▸ **Data supplied**

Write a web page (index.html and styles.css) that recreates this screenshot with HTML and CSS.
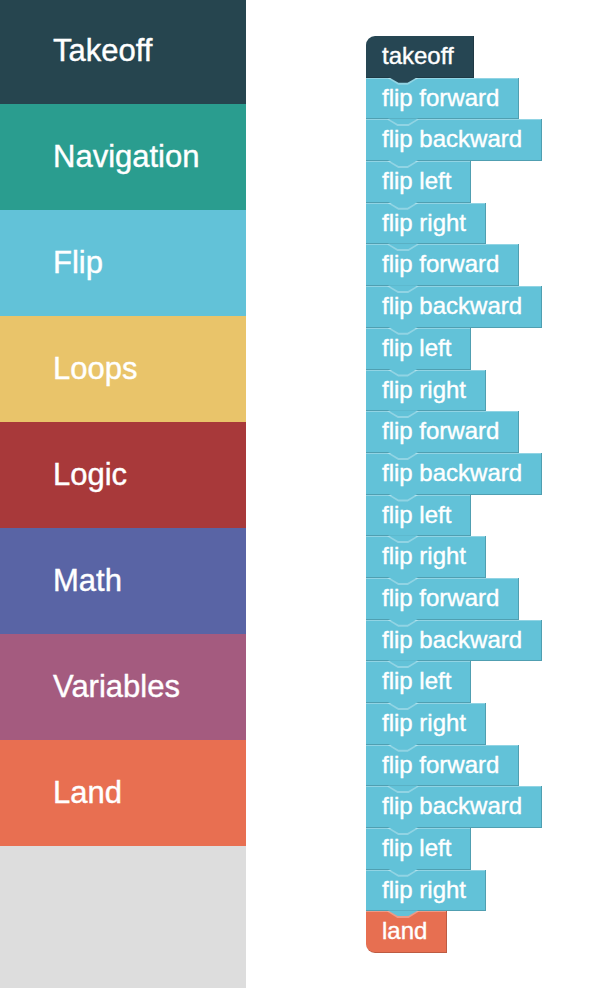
FILE: index.html
```html
<!DOCTYPE html>
<html lang="en">
<head>
<meta charset="UTF-8">
<title>Drone Blocks</title>
<link rel="stylesheet" href="styles.css">
</head>
<body>

<div id="toolbox">
  <div class="category cat-takeoff">Takeoff</div>
  <div class="category cat-navigation">Navigation</div>
  <div class="category cat-flip">Flip</div>
  <div class="category cat-loops">Loops</div>
  <div class="category cat-logic">Logic</div>
  <div class="category cat-math">Math</div>
  <div class="category cat-variables">Variables</div>
  <div class="category cat-land">Land</div>
</div>

<div id="workspace">
  <div class="stack">
    <div class="block block-takeoff">takeoff</div>
    <div class="block block-flip">flip forward</div>
    <div class="block block-flip">flip backward</div>
    <div class="block block-flip">flip left</div>
    <div class="block block-flip">flip right</div>
    <div class="block block-flip">flip forward</div>
    <div class="block block-flip">flip backward</div>
    <div class="block block-flip">flip left</div>
    <div class="block block-flip">flip right</div>
    <div class="block block-flip">flip forward</div>
    <div class="block block-flip">flip backward</div>
    <div class="block block-flip">flip left</div>
    <div class="block block-flip">flip right</div>
    <div class="block block-flip">flip forward</div>
    <div class="block block-flip">flip backward</div>
    <div class="block block-flip">flip left</div>
    <div class="block block-flip">flip right</div>
    <div class="block block-flip">flip forward</div>
    <div class="block block-flip">flip backward</div>
    <div class="block block-flip">flip left</div>
    <div class="block block-flip">flip right</div>
    <div class="block block-land">land</div>
  </div>
</div>

</body>
</html>
```

FILE: styles.css
```css
body {
  margin: 0;
  display: flex;
  height: 988px;
  overflow: hidden;
  background-color: white;
  font-family: "Liberation Sans", Arial, sans-serif;
}

#toolbox {
  width: 246px;
  flex-shrink: 0;
  background-color: #dddddd;
  display: flex;
  flex-direction: column;
}

.category {
  height: 106px;
  display: flex;
  align-items: center;
  padding-left: 53px;
  color: white;
  font-size: 31px;
  -webkit-text-stroke: 0.4px white;
}

.cat-takeoff { background-color: #26454f; height: 104px; padding-bottom: 2px; box-sizing: border-box; }
.cat-navigation { background-color: #2a9d8f; }
.cat-flip { background-color: #62c2d8; }
.cat-loops { background-color: #e9c46a; }
.cat-logic { background-color: #a8393a; }
.cat-math { background-color: #5964a5; }
.cat-variables { background-color: #a45b7f; }
.cat-land { background-color: #e86f51; }

#workspace {
  flex: 1;
  padding: 36px 0 0 120px;
}

.stack {
  display: flex;
  flex-direction: column;
  align-items: flex-start;
}

.block {
  position: relative;
  box-sizing: border-box;
  height: 41.7px;
  line-height: 40px;
  padding: 0 19px 0 16px;
  color: white;
  font-size: 24px;
  white-space: nowrap;
  -webkit-text-stroke: 0.4px white;
  border-right: 1px solid rgba(0, 0, 0, 0.18);
  border-bottom: 1px solid rgba(0, 0, 0, 0.18);
  box-shadow: inset 0 1px 0 rgba(255, 255, 255, 0.3);
}

/* light edge of the notch, mostly hidden under the tab above */
.block::before {
  content: "";
  position: absolute;
  top: 0;
  left: 21px;
  width: 32px;
  height: 7px;
  background-color: rgba(255, 255, 255, 0.3);
  clip-path: polygon(0 0, 100% 0, 65% 100%, 35% 100%);
}

/* the tab that sits in the notch of the next block */
.block::after {
  content: "";
  position: absolute;
  z-index: 1;
  top: 100%;
  left: 22px;
  width: 30px;
  height: 6px;
  background-color: inherit;
  clip-path: polygon(0 0, 100% 0, 65% 100%, 35% 100%);
}

.block-takeoff {
  background-color: #264653;
  border-top-left-radius: 9px;
  box-shadow: none;
}

.block-takeoff::before {
  display: none;
}

.block-flip {
  background-color: #62c2d8;
}

.block-land {
  background-color: #e76f51;
  border-bottom-left-radius: 9px;
}

.block-land::after {
  display: none;
}
```
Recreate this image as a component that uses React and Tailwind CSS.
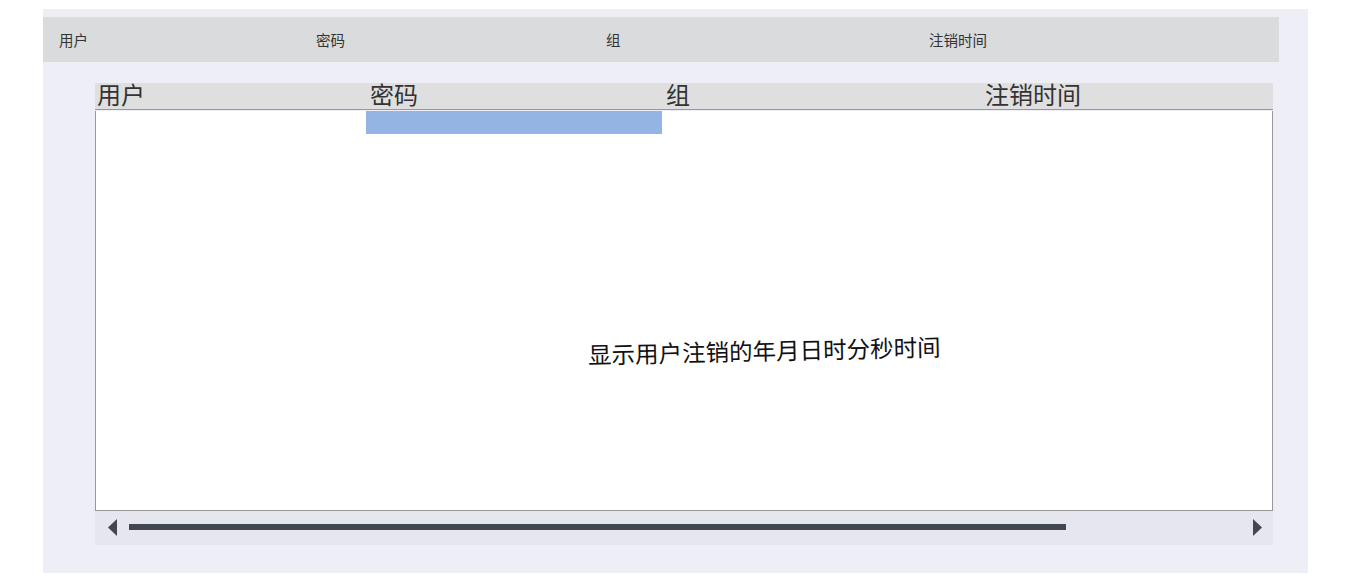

▸ **Exercise aim**
Print the complete listing exactly, apart from any pictures.

▸ **Response below**
Write a web page (index.html and styles.css) that recreates this screenshot with HTML and CSS.
FILE: index.html
```html
<!DOCTYPE html>
<html lang="en">
<head>
<meta charset="UTF-8">
<title>Drone Blocks</title>
<link rel="stylesheet" href="styles.css">
</head>
<body>

<div id="toolbox">
  <div class="category cat-takeoff">Takeoff</div>
  <div class="category cat-navigation">Navigation</div>
  <div class="category cat-flip">Flip</div>
  <div class="category cat-loops">Loops</div>
  <div class="category cat-logic">Logic</div>
  <div class="category cat-math">Math</div>
  <div class="category cat-variables">Variables</div>
  <div class="category cat-land">Land</div>
</div>

<div id="workspace">
  <div class="stack">
    <div class="block block-takeoff">takeoff</div>
    <div class="block block-flip">flip forward</div>
    <div class="block block-flip">flip backward</div>
    <div class="block block-flip">flip left</div>
    <div class="block block-flip">flip right</div>
    <div class="block block-flip">flip forward</div>
    <div class="block block-flip">flip backward</div>
    <div class="block block-flip">flip left</div>
    <div class="block block-flip">flip right</div>
    <div class="block block-flip">flip forward</div>
    <div class="block block-flip">flip backward</div>
    <div class="block block-flip">flip left</div>
    <div class="block block-flip">flip right</div>
    <div class="block block-flip">flip forward</div>
    <div class="block block-flip">flip backward</div>
    <div class="block block-flip">flip left</div>
    <div class="block block-flip">flip right</div>
    <div class="block block-flip">flip forward</div>
    <div class="block block-flip">flip backward</div>
    <div class="block block-flip">flip left</div>
    <div class="block block-flip">flip right</div>
    <div class="block block-land">land</div>
  </div>
</div>

</body>
</html>
```

FILE: styles.css
```css
body {
  margin: 0;
  display: flex;
  height: 988px;
  overflow: hidden;
  background-color: white;
  font-family: "Liberation Sans", Arial, sans-serif;
}

#toolbox {
  width: 246px;
  flex-shrink: 0;
  background-color: #dddddd;
  display: flex;
  flex-direction: column;
}

.category {
  height: 106px;
  display: flex;
  align-items: center;
  padding-left: 53px;
  color: white;
  font-size: 31px;
  -webkit-text-stroke: 0.4px white;
}

.cat-takeoff { background-color: #26454f; height: 104px; padding-bottom: 2px; box-sizing: border-box; }
.cat-navigation { background-color: #2a9d8f; }
.cat-flip { background-color: #62c2d8; }
.cat-loops { background-color: #e9c46a; }
.cat-logic { background-color: #a8393a; }
.cat-math { background-color: #5964a5; }
.cat-variables { background-color: #a45b7f; }
.cat-land { background-color: #e86f51; }

#workspace {
  flex: 1;
  padding: 36px 0 0 120px;
}

.stack {
  display: flex;
  flex-direction: column;
  align-items: flex-start;
}

.block {
  position: relative;
  box-sizing: border-box;
  height: 41.7px;
  line-height: 40px;
  padding: 0 19px 0 16px;
  color: white;
  font-size: 24px;
  white-space: nowrap;
  -webkit-text-stroke: 0.4px white;
  border-right: 1px solid rgba(0, 0, 0, 0.18);
  border-bottom: 1px solid rgba(0, 0, 0, 0.18);
  box-shadow: inset 0 1px 0 rgba(255, 255, 255, 0.3);
}

/* light edge of the notch, mostly hidden under the tab above */
.block::before {
  content: "";
  position: absolute;
  top: 0;
  left: 21px;
  width: 32px;
  height: 7px;
  background-color: rgba(255, 255, 255, 0.3);
  clip-path: polygon(0 0, 100% 0, 65% 100%, 35% 100%);
}

/* the tab that sits in the notch of the next block */
.block::after {
  content: "";
  position: absolute;
  z-index: 1;
  top: 100%;
  left: 22px;
  width: 30px;
  height: 6px;
  background-color: inherit;
  clip-path: polygon(0 0, 100% 0, 65% 100%, 35% 100%);
}

.block-takeoff {
  background-color: #264653;
  border-top-left-radius: 9px;
  box-shadow: none;
}

.block-takeoff::before {
  display: none;
}

.block-flip {
  background-color: #62c2d8;
}

.block-land {
  background-color: #e76f51;
  border-bottom-left-radius: 9px;
}

.block-land::after {
  display: none;
}
```
Recreate this image as a component that uses React and Tailwind CSS.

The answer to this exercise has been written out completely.